For me the big lesson I’ve gotten from rowing that has transferred very powerfully in my writing is the idea of going for broke and taking risks. There was a period of time when I first switched from being an academic to trying to write full time where I really didn’t take myself seriously. I used rowing as a distraction. I would say, “Well I would have gotten more writing done if I hadn’t trained so hard today.” Or, “Writing is such a weird business – you never know if you’re going to succeed, but hey, I raced this weekend and I came home with a couple of medals.”
But then I realized what I was doing was never going to get me success as a writer and I realized that in rowing I could also go faster if I weren’t so chicken. It’s a painful sport when you’re racing. You have to say to yourself, “Yes, you want to die, but you have to push through that if you want to go faster, because you’re not actually going to die.” (laughs) And that knowledge that you really need to go for broke carried over to my writing and I realized, “Well, you just haven’t been. You haven’t been going for broke. So you really have to throw your whole self into this project.”
Once I did that was when I realized this was how I want to tell the stories of the Second World War. Callie Brown is my protagonist. Off we go.
PL: And finally, what role have libraries played in your life?

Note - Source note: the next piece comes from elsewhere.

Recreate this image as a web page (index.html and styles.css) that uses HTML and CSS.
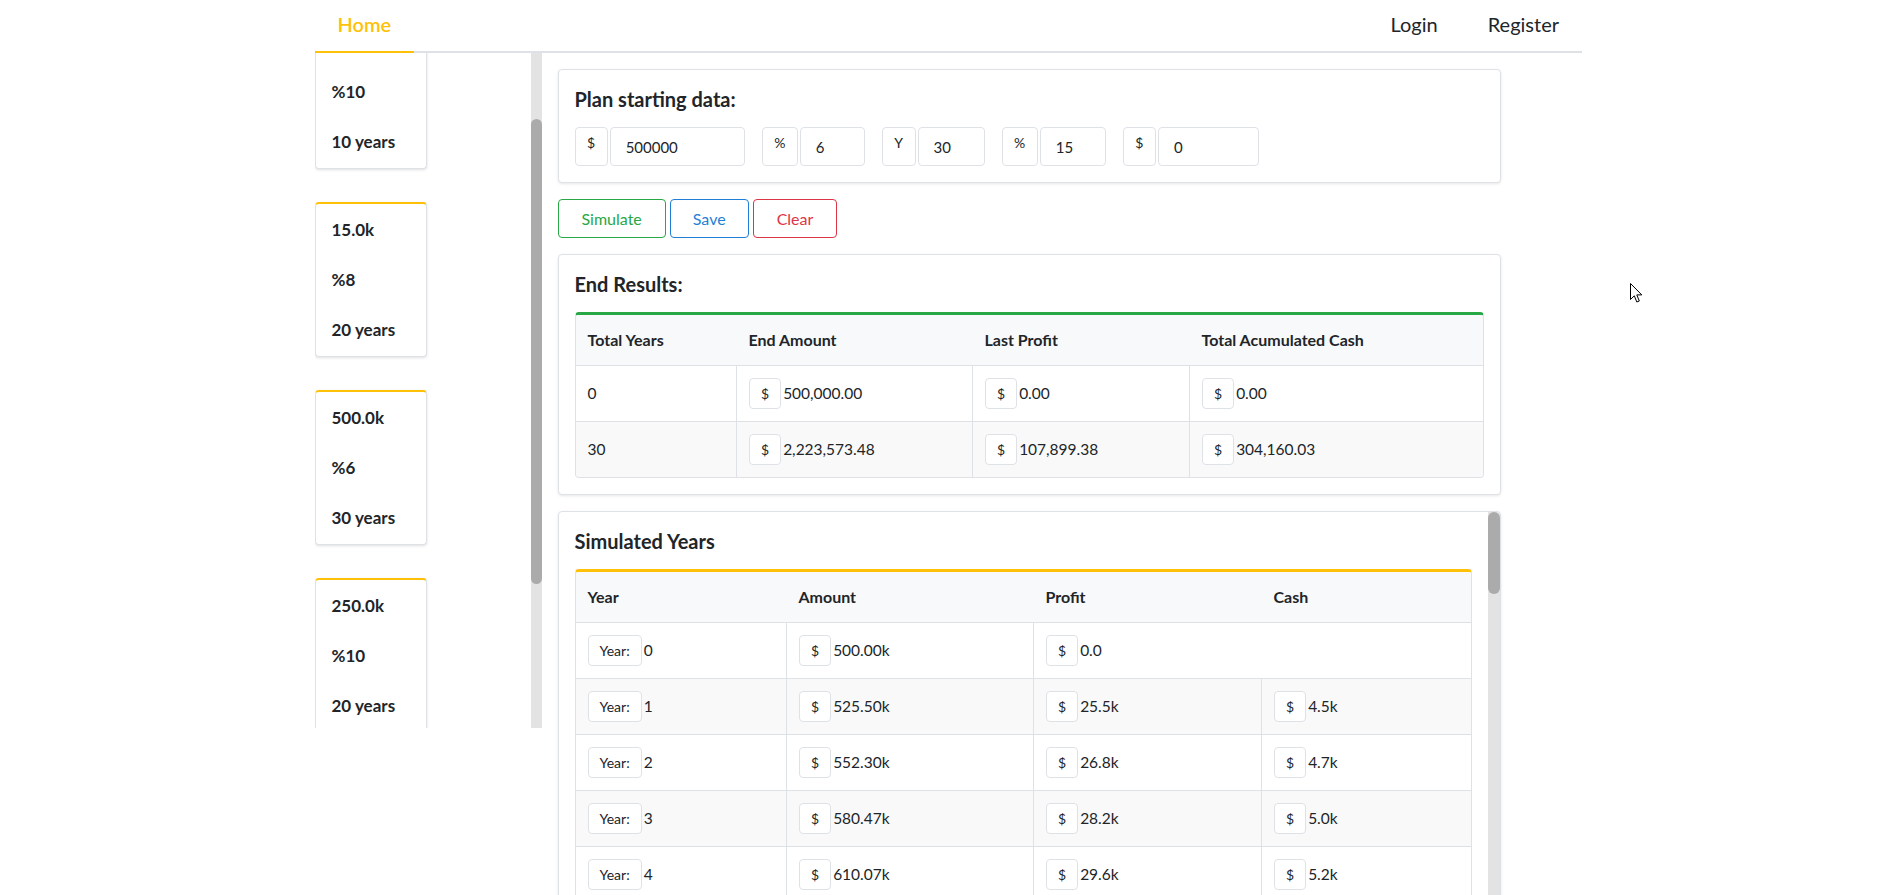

Some of my favorite places to be in are libraries. My children laugh at me because they both attended the college that I went to and they will watch me go into the reading room that I remember spending so much time in and just dissolve. I loved my college library so much. This was before the days when libraries were open 24 hours, but I spent the night in the library – against the rules – and snuck out in the morning before the cleaning staff came. Just the idea of being surrounded by all those beautiful wonderful books was so powerful to me. I love libraries. I love them as a resource. I love them as spaces where you’re surrounded by stories.